Senate, and it didn't go your way. Then you tried for the House of
Representatives, then the California state senate, and now you're in
the race for the state assembly. My question is: if you lose your run
this year, will you lower your sights still further and try again?
And what position in politics would be too low for you to consider?”
I
was way too pleased with the question to pay much attention to his
answer, but I recall that it was brief. He won that election and
served in the California Assembly for ten years, followed by eight
years in the California State Senate. He did a pretty good job of it.
I'm sure that he was a much better person than I had given him credit
for.
Five
years later, he showed me a different side and indirectly did me a
solid. Our lives again intersected, although on that occasion it was
not in the same room. He was still in the assembly, and by a total
coincidence he and one of my wife's professional friends were seated
next to each other on a commercial flight. They were well acquainted,
and happy to see each other. First, a bit of background.
I
was not the only abrasive personality in my family, and my ex-wife
had gotten us into license trouble with the Department of Social
Services. She had brusquely asserted her right never to be bossed
around by anybody, under any circumstances. Not an unusual occurrence
in itself, but on this occasion the person receiving the metaphoric
back of her hand was a DSS official. They pulled our license, which
put us in a spot. Luckily my wife was very popular in her
professional circles, and well loved by her business clients. A
couple of things happened rather quickly.
First,
one of her ex-clients, a high-powered lawyer with offices in Century
City, asked her if she was represented by counsel. No, so he simply
said, “I'll take it on, don't worry about it.” DSS was accustomed
to running these drills against unrepresented individuals, so imagine
their surprise when, in quick succession, they receive a
representation letter, and a phone call to quickly set up the hearing
in the matter. “As soon as possible, please, because lost revenues
are adding up,” he said. “Next week, if possible, and please
allow two days for the hearing.” That made the poor DSS attorney
swallow his bubble gum. “Two days?” he said. “Well, we will be
calling quite a few witnesses and references.”
Very
soon after, our friend took her seat next to Mr. Hayden on the plane.

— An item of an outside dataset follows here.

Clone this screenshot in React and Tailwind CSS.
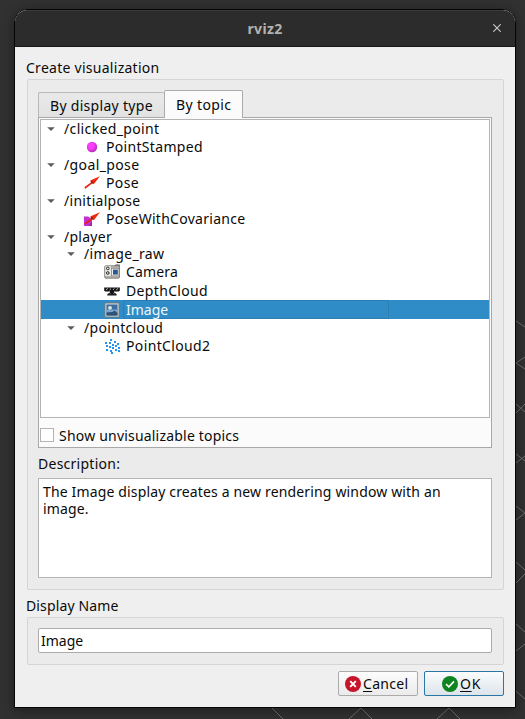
const PointIcon = () => (
  <svg viewBox="0 0 16 16" className="size-4">
    <defs>
      <radialGradient id="ball" cx="40%" cy="38%" r="65%">
        <stop offset="0.4" stopColor="#fb3cfb" />
        <stop offset="1" stopColor="#b52cb8" />
      </radialGradient>
    </defs>
    <circle cx="8" cy="8" r="5.2" fill="url(#ball)" />
  </svg>
);

const Arrow = () => (
  <>
    <path d="M0.8 13 L9.4 6.6" stroke="#e8250f" strokeWidth="1.7" />
    <path d="M6.2 5.6 L15.9 1.2 L9.8 9.2 L8.4 7.6 Z" fill="#f5260c" />
    <path d="M6.8 5.8 L8.6 6.6 L9.6 8.8 L8.2 8.6 L6.6 7 Z" fill="#8e1a0c" />
  </>
);

const PoseIcon = () => (
  <svg viewBox="0 0 16 16" className="size-4"><Arrow /></svg>
);

const CovarianceIcon = () => (
  <svg viewBox="0 0 16 16" className="size-4">
    <path d="M0 5.5 H4 L8 8 V15 H0 Z" fill="#c32fd0" />
    <path d="M4.5 15 L8 10.5 V15 Z" fill="#9f28aa" />
    <Arrow />
  </svg>
);

const CameraIcon = () => (
  <svg viewBox="0 0 16 16" className="size-4">
    <path d="M10.5 2.5 L11.5 0.8 H15.5 V3 Z" fill="#77756f" stroke="#4c4c4a" strokeWidth="0.5" />
    <rect x="0.7" y="1.8" width="14.8" height="12.4" rx="1" fill="#b4b3ae" stroke="#74726c" strokeWidth="0.8" />
    <rect x="1.2" y="2.3" width="5.8" height="9.6" fill="#e6e5e0" />
    <circle cx="3.8" cy="4.4" r="1.3" fill="#fff" stroke="#202020" strokeWidth="1" />
    <circle cx="3.8" cy="9" r="1.3" fill="#fff" stroke="#202020" strokeWidth="1" />
    <rect x="7.6" y="4.3" width="7.3" height="7.6" fill="#f0f0ec" stroke="#777" strokeWidth="0.6" />
    <rect x="9" y="5.6" width="4.8" height="5" fill="#2a5596" />
  </svg>
);

const DepthIcon = () => (
  <svg viewBox="0 0 16 16" className="size-4">
    <path d="M0.2 4.4 H15.8 V7.4 L14.8 8.4 H1.2 L0.2 7.4 Z" fill="#161616" />
    <path d="M6 8 H10 V9.6 L12.6 11 V12.6 H3.4 V11 L6 9.6 Z" fill="#161616" />
    <path d="M2 6.8 L3.8 5.4 M5.6 6.8 L7 5.6 M9 6.8 L10.4 5.6 M12.2 6.8 L14 5.4" stroke="#e8e8e8" strokeWidth="0.8" />
    <path d="M5.4 11.2 L7 10.4 M9 10.4 L10.6 11.2" stroke="#888" strokeWidth="0.6" />
  </svg>
);

const ImageIcon = () => (
  <svg viewBox="0 0 16 16" className="size-4">
    <rect x="0.9" y="0.9" width="14.2" height="14.2" rx="0.8" fill="#d2d6d4" stroke="#6d7476" strokeWidth="0.9" />
    <rect x="2.5" y="2.5" width="11" height="11" fill="#3c6ea5" />
    <path d="M2.5 7.6 H13.5 V10.6 H2.5 Z" fill="#7ba6cc" />
    <path d="M2.5 10.4 L8.5 10 L10.5 8.4 L13.5 11 V13.5 H2.5 Z" fill="#2d5478" />
    <circle cx="6" cy="5.8" r="1.9" fill="#dfe9dc" />
  </svg>
);

const CLOUD = [[6, 1], [10, 3], [1, 4], [5, 4], [13, 5], [8, 6], [2, 7], [11, 7], [5, 8], [8, 9], [14, 9], [2, 11], [11, 11], [6, 12], [14, 12], [7, 14]];
const CloudIcon = () => (
  <svg viewBox="0 0 16 16" className="size-4" shapeRendering="crispEdges">
    {CLOUD.map(([x, y]) => (
      <rect key={`${x}-${y}`} x={x} y={y} width="2" height="1.6" fill="#2492f2" />
    ))}
  </svg>
);

const ROWS = [
  { text: "/clicked_point", depth: 0, track: "tracking-[0.36px]", h: "h-[18px]" },
  { text: "PointStamped", depth: 1, icon: PointIcon, track: "tracking-[0.32px]", h: "h-[18px]" },
  { text: "/goal_pose", depth: 0, track: "tracking-[0.38px]", h: "h-[18px]" },
  { text: "Pose", depth: 1, icon: PoseIcon, track: "tracking-[0.37px]", h: "h-[18px]" },
  { text: "/initialpose", depth: 0, track: "tracking-[0.3px]", h: "h-[18px]" },
  { text: "PoseWithCovariance", depth: 1, icon: CovarianceIcon, track: "tracking-[0.28px]", h: "h-[18px]" },
  { text: "/player", depth: 0, track: "tracking-[0.27px]", h: "h-[17px]" },
  { text: "/image_raw", depth: 1, track: "tracking-[0.36px]", h: "h-[17px]" },
  { text: "Camera", depth: 2, icon: CameraIcon, track: "tracking-[0.17px]", h: "h-[19px]" },
  { text: "DepthCloud", depth: 2, icon: DepthIcon, track: "tracking-[0.34px]", h: "h-[19px]" },
  { text: "Image", depth: 2, icon: ImageIcon, track: "tracking-[0px]", h: "h-[19px]", selected: true },
  { text: "/pointcloud", depth: 1, track: "tracking-[0.33px]", h: "h-[18px]" },
  { text: "PointCloud2", depth: 2, icon: CloudIcon, track: "tracking-[0.36px]", h: "h-[18px]" },
];

const INDENT = ["pl-[2px]", "pl-[22px]", "pl-[42px]"];
const ICON_INDENT = ["pl-[23px]", "pl-[43px]", "pl-[63px]"];

function TreeRow({ row }) {
  const Icon = row.icon;
  return (
    <div
      className={`flex items-center ${row.h} ${Icon ? ICON_INDENT[row.depth] : INDENT[row.depth]} ${
        row.selected ? "bg-[#308cc6] text-[#eff6fb]" : ""
      }`}
    >
      {Icon ? (
        <Icon />
      ) : (
        <svg viewBox="0 0 8 4" className="ml-1 mr-2 h-1 w-2">
          <path d="M0.2 0.2 H7.8 L4 3.9 Z" fill="#5c5c5c" />
        </svg>
      )}
      <span
        className={`flex items-center whitespace-pre ${row.h} ${row.track} ${
          row.selected ? "ml-[3px] w-[266px] border border-[#2b7eb2] pl-[2px]" : Icon ? "ml-[6px]" : "ml-px"
        }`}
      >
        {row.text}
      </span>
    </div>
  );
}

function Backdrop() {
  return (
    <svg viewBox="0 0 525 719" className="absolute inset-0 h-[719px] w-[525px]" fill="none" stroke="#6e6e6e" strokeWidth="1">
      <path d="M516 321 L525 327 M525 357 L516 363 L525 369 M516 404 L525 412 M516 413 L525 404 M516 454 L525 461 M516 463 L525 456 M516 506 L525 513 L516 520 M516 562 L525 570 M516 583 L525 574 M516 624 L525 632 M516 651 L525 644 M516 691 L525 699" />
      <path d="M272 708 L283 719 M349 719 L361 708 L372 719 M437 719 L449 708 L460 719" />
    </svg>
  );
}

export default function App() {
  return (
    <div className="relative h-[719px] w-[525px] overflow-hidden bg-[#313131] pl-[14px] pt-[9px] font-['Noto_Sans','Open_Sans',sans-serif] text-[14px] leading-[18px] text-[#0a0a0a]">
      <Backdrop />
      <div className="relative flex h-[699px] w-[502px] flex-col overflow-hidden rounded-t-[13px] border border-[#050505] bg-[#efefef] shadow-[0_2px_12px_rgba(0,0,0,0.4)]">
        <header className="relative flex h-[37px] shrink-0 items-center justify-center rounded-t-[12px] border-b border-t border-b-[#181818] border-t-[#3c3c3c] bg-[#2c2c2c]">
          <h1 className="text-[14px] font-bold tracking-[0.35px] text-[#b4b2ae]">rviz2</h1>
          <svg viewBox="0 0 8 8" className="absolute right-[14px] top-[13px] size-2" stroke="#c4c4c4" strokeWidth="1.2">
            <path d="M0.3 0.3 L7.7 7.7 M7.7 0.3 L0.3 7.7" />
          </svg>
        </header>

        <main className="flex flex-col px-[11px] pt-[12px]">
          <h2 className="h-[20px] tracking-[0.27px]">Create visualization</h2>
          <section className="ml-px flex h-[511px] w-[477px] flex-col rounded-[2px] border border-[#d5d5d5] bg-[#ebebeb] px-[10px] pt-[10px]">
            <div className="flex h-[27px] items-end">
              <button className="h-[25px] w-[126px] rounded-t-[2px] border border-r-0 border-b-0 border-[#b9b9b9] bg-gradient-to-b from-[#e9e9e9] to-[#e2e2e2] pl-[11px] pt-px text-left leading-[24px] tracking-[0.3px]">
                By display type
              </button>
              <button className="relative -mb-px h-[28px] w-[79px] self-start rounded-t-[2px] border border-b-0 border-[#ababab] bg-[#fbfbfb] pl-[11px] text-left leading-[28px] tracking-[0.39px]">
                By topic
              </button>
            </div>
            <div className="flex h-[331px] w-[454px] shrink-0 flex-col border border-[#a8a8a8] bg-[#fbfbfb] px-px pt-px">
              <div className="flex h-[299px] w-[450px] shrink-0 flex-col border border-[#b4b4b4] bg-white">
                {ROWS.map((row) => (
                  <TreeRow key={row.text} row={row} />
                ))}
              </div>
              <label className="mt-[10px] flex h-[14px] items-center">
                <span className="size-[14px] border border-[#b4b4b4] bg-white" />
                <span className="ml-[5px] mt-px tracking-[0.2px]">Show unvisualizable topics</span>
              </label>
            </div>
            <p className="mt-[7px] h-[23px] shrink-0 tracking-[0.26px]">Description:</p>
            <div className="h-[100px] w-[454px] shrink-0 border border-[#b4b4b4] bg-white px-1 pt-[4px]">
              <p className="w-[420px] leading-[17px] tracking-[0.15px]">
                The Image display creates a new rendering window with an image.
              </p>
            </div>
          </section>

          <h2 className="mt-[7px] h-[20px] tracking-[0.13px]">Display Name</h2>
          <section className="ml-px h-[48px] w-[477px] rounded-[2px] border border-[#d5d5d5] bg-[#ebebeb] px-[10px] pt-[10px]">
            <div className="flex h-[25px] w-[454px] items-center rounded-[2px] border border-[#acacac] bg-white pl-[2px]">Image</div>
          </section>

          <footer className="mt-[6px] flex h-[25px] justify-end gap-[6px]">
            <button className="flex h-[25px] w-[80px] items-center rounded-[2px] border border-[#ababab] bg-gradient-to-b from-[#fdfdfd] to-[#ebebeb] pl-[6px]">
              <svg viewBox="0 0 16 16" className="size-4">
                <circle cx="8" cy="8" r="8" fill="#c7162b" />
                <path d="M5.2 5.2 L10.8 10.8 M10.8 5.2 L5.2 10.8" stroke="#fff" strokeWidth="1.9" />
              </svg>
              <span className="ml-[2px] mt-px tracking-[0.3px]">
                <span className="underline decoration-1 underline-offset-2">C</span>ancel
              </span>
            </button>
            <button className="flex h-[25px] w-[80px] items-center rounded-[2px] border border-[#2a76a5] bg-gradient-to-b from-[#fbfcfd] to-[#dce4ea] pl-[17px]">
              <svg viewBox="0 0 16 16" className="size-4">
                <circle cx="8" cy="8" r="8" fill="#0e8420" />
                <path d="M4 8.2 L6.9 10.8 L12 5.4" fill="none" stroke="#fff" strokeWidth="1.6" />
              </svg>
              <span className="ml-[2px] mt-px tracking-[0.7px]">
                <span className="underline decoration-1 underline-offset-2">O</span>K
              </span>
            </button>
          </footer>
        </main>
      </div>
    </div>
  );
}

A flight scheduled to take about one hour. Tom had a situation that
our friend might be able to help with, and he asked her if she'd mind
if he ran it by her. He was seeking her advice, she's as bright as
the sun. She said, “sure,” and for about a half hour they
discussed Tom's situation and she had some ideas for him. With ten
minutes to go in the flight, she said, “Tom, I have something that
you might be able to help with too.”
She
wrote down our names and address to give him, and told Tom the story
of our license problem. He said, “I'll call them. It should be
fine, from what you told me.” Being officially in state politics
comes in handy in these situations, even if you are only in the
assembly. The next day, Tom called the head of the legal department
at DSS in Sacramento, who gladly took the call from a famous
assemblyman. After telling the guy our name and address, he said, “do
you know who these people are? Do you know who they know?” Donors,
he meant, Democratic donors. That attorney then called the guy
handling the matter in the Los Angeles County, who almost immediately
sent a letter to us, and called besides, more or less apologizing for
the mistake. License restored as of this second. We never saw the
offending official again.
In
light of all of this, it occurs to me that I owe Tom Hayden an
apology for my rude question, and more of a thank you for helping us
out of that jam. Those I now send with great reverence into the void,
because Tom was part of the great die-off that we all experienced in
2016. That was a banner year for death, wasn't it? Really got the
ball rolling.
Tom
died of a stroke. I hope that he did not suffer too much. He was 76.